At least John Banks and Sir Barry Curtis are on the right track in deciding to scale back the eastern highway. A 3.5km tunnel under Parnell was always an unwarranted extravagance. The mayors of Auckland and Manukau City are on shakier ground, however, with their latest scheme to meet the highway's $2.5 billion price tag. A leap of faith, and a flight from parochialism, will be required if Aucklanders are to accept tolls on all the region's motorways, the harbour bridge and arterial roads - just so the mayors' pet project can get off the drawing board.
It is easy to see why a tolls cordon around Auckland - an inner cordon and an outer cordon - is now the favoured option. The cost of the eastern highway means that any feasible toll on that road would contribute an inadequate proportion of the project's cost. An isthmus-wide toll would not only broaden the source of funding to all road-users but ensure the cost of the toll on the eastern route could be kept to a level acceptable to motorists.
Obviously this has considerable allure for the residents of the eastern and south-eastern suburbs. But the two mayors will have a far harder job selling it to other Aucklanders. Why, those from north, south and west might ask, should we be charged for a highway that we may never, or only rarely, use? Sir Barry has attempted to answer this by noting that proceeds from the tolls would be used for other transport projects. He might also have pointed out that the eastern highway will take much of the pressure off the Southern Motorway, a piece of road used often by a wide cross-section of Aucklanders. Nonetheless, it is apparent that the origin, and chief beneficiary, of the tolling, in the first instance at least, is the eastern highway.

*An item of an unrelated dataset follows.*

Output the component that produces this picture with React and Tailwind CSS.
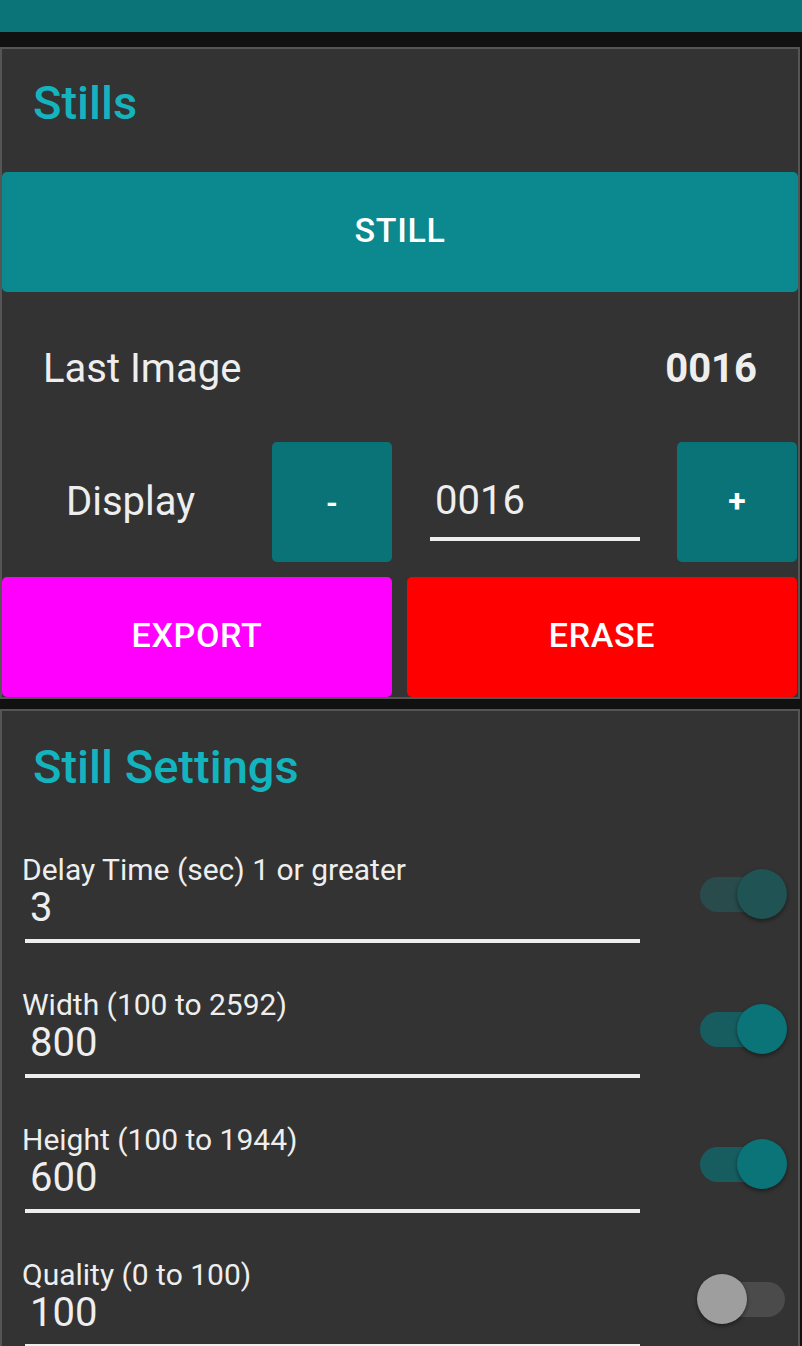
const settings = [
  { label: 'Delay Time (sec) 1 or greater', value: '3', toggle: 'disabled' },
  { label: 'Width (100 to 2592)', value: '800', toggle: 'on' },
  { label: 'Height (100 to 1944)', value: '600', toggle: 'on' },
  { label: 'Quality (0 to 100)', value: '100', toggle: 'off' },
];

const Toggle = ({ state }) => {
  const track =
    state === 'off' ? 'bg-[#4b4b4b]' : state === 'on' ? 'bg-[#175d60]' : 'bg-[#294b4c]';
  const thumb =
    state === 'off'
      ? 'left-0 bg-[#9e9e9e]'
      : state === 'on'
      ? 'left-[40px] bg-[#0a7479]'
      : 'left-[40px] bg-[#1f5354]';
  return (
    <div className="relative w-[90px] h-[50px]">
      <div className={`absolute left-[3px] top-[8px] w-[85px] h-[35px] rounded-full ${track}`} />
      <div
        className={`absolute top-0 w-[50px] h-[50px] rounded-full shadow-[0_2px_4px_rgba(0,0,0,0.45)] ${thumb}`}
      />
    </div>
  );
};

const App = () => {
  return (
    <div className="w-[802px] min-h-[1346px] bg-[#111111] font-['Roboto','Noto_Sans',sans-serif] overflow-hidden">
      <div className="h-[32px] bg-[#0a7479]" />
      <div className="h-[15px]" />

      {/* Stills card */}
      <div className="w-[800px] border-2 border-[#555555] bg-[#333333] flex flex-col">
        <div className="h-[123px] pt-[30px] pl-[31px]">
          <h1 className="text-[47px] leading-none font-medium text-[#14b4bf]">Stills</h1>
        </div>

        <button className="h-[120px] w-full pb-[4px] bg-[#0b898e] rounded-[5px] text-white text-[34px] font-medium tracking-[0.02em]">
          STILL
        </button>

        <div className="h-[150px] pt-[4px] flex items-center justify-between px-[41px]">
          <span className="text-[40px] leading-none text-[#eeeeee]">Last Image</span>
          <span className="text-[40px] leading-none font-bold text-[#eeeeee]">0016</span>
        </div>

        <div className="h-[120px] flex items-stretch">
          <div className="w-[270px] flex items-center pl-[64px]">
            <span className="text-[40px] leading-none text-[#eeeeee]">Display</span>
          </div>
          <button className="w-[120px] bg-[#0a7378] rounded-[5px] text-white text-[30px] font-bold">-</button>
          <div className="ml-[38px] w-[210px] flex flex-col justify-center">
            <span className="pl-[5px] mt-[18px] text-[40px] leading-none text-[#eeeeee]">0016</span>
            <div className="mt-[16px] h-[4px] bg-[#eeeeee]" />
          </div>
          <button className="ml-[37px] w-[120px] pb-[2px] bg-[#0a7378] rounded-[5px] text-white text-[32px] font-bold">+</button>
        </div>

        <div className="h-[15px]" />

        <div className="h-[120px] flex">
          <button className="w-[390px] pb-[3px] bg-[#ff00ff] rounded-[5px] text-white text-[34px] font-medium tracking-[0.02em]">
            EXPORT
          </button>
          <button className="ml-[15px] w-[390px] pb-[3px] bg-[#ff0000] rounded-[5px] text-white text-[34px] font-medium tracking-[0.02em]">
            ERASE
          </button>
        </div>
      </div>

      <div className="h-[10px]" />

      {/* Still Settings card */}
      <div className="w-[800px] border-2 border-b-0 border-[#555555] bg-[#333333] pt-[32px]">
        <h2 className="pl-[31px] text-[47px] leading-none font-medium text-[#14b4bf]">Still Settings</h2>
        <div className="mt-[65px] flex flex-col">
          {settings.map((s) => (
            <div key={s.label} className="h-[135px] flex items-start">
              <div className="pl-[20px] w-[638px] flex flex-col">
                <span className="text-[30px] leading-none text-[#eeeeee]">{s.label}</span>
                <span className="mt-[3px] pl-[8px] text-[40px] leading-none text-[#eeeeee]">{s.value}</span>
                <div className="mt-[11px] ml-[3px] w-[615px] h-[4px] bg-[#eeeeee]" />
              </div>
              <div className="ml-[57px] mt-[14px]">
                <Toggle state={s.toggle} />
              </div>
            </div>
          ))}
        </div>
      </div>
    </div>
  );
};

export default App;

That might be reasonable if the highway was generally recognised as the region's top roading priority. In fact, that is far from the case. It does not even rate a mention in the Auckland regional land transport strategy, a regionally agreed document that was updated just last year. It suggested a passenger-transit system along the eastern corridor, but placed that well down the priority list. Indeed, the strategy took a relatively benign view of future traffic flows in the eastern suburbs. If, it said, there were no improvements in the transport network over the next decade, peak-period travel times from Howick to the city centre would increase only "moderately".
In line with Transit New Zealand, the strategy allotted far greater importance to the likes of extending State Highway 20 through Mt Roskill, several Spaghetti Junction projects and the completion of the North Shore busway. Given this consensus, it is fair to question the emphasis being placed on the eastern highway. Certainly, it is a worthwhile project, but it is only one piece of a jigsaw that will come together as an integrated transport network. What, therefore, is the logic in making the highway one of the first pieces to be put on the board? Should it not at this stage simply warrant a place in the regionally-agreed queue?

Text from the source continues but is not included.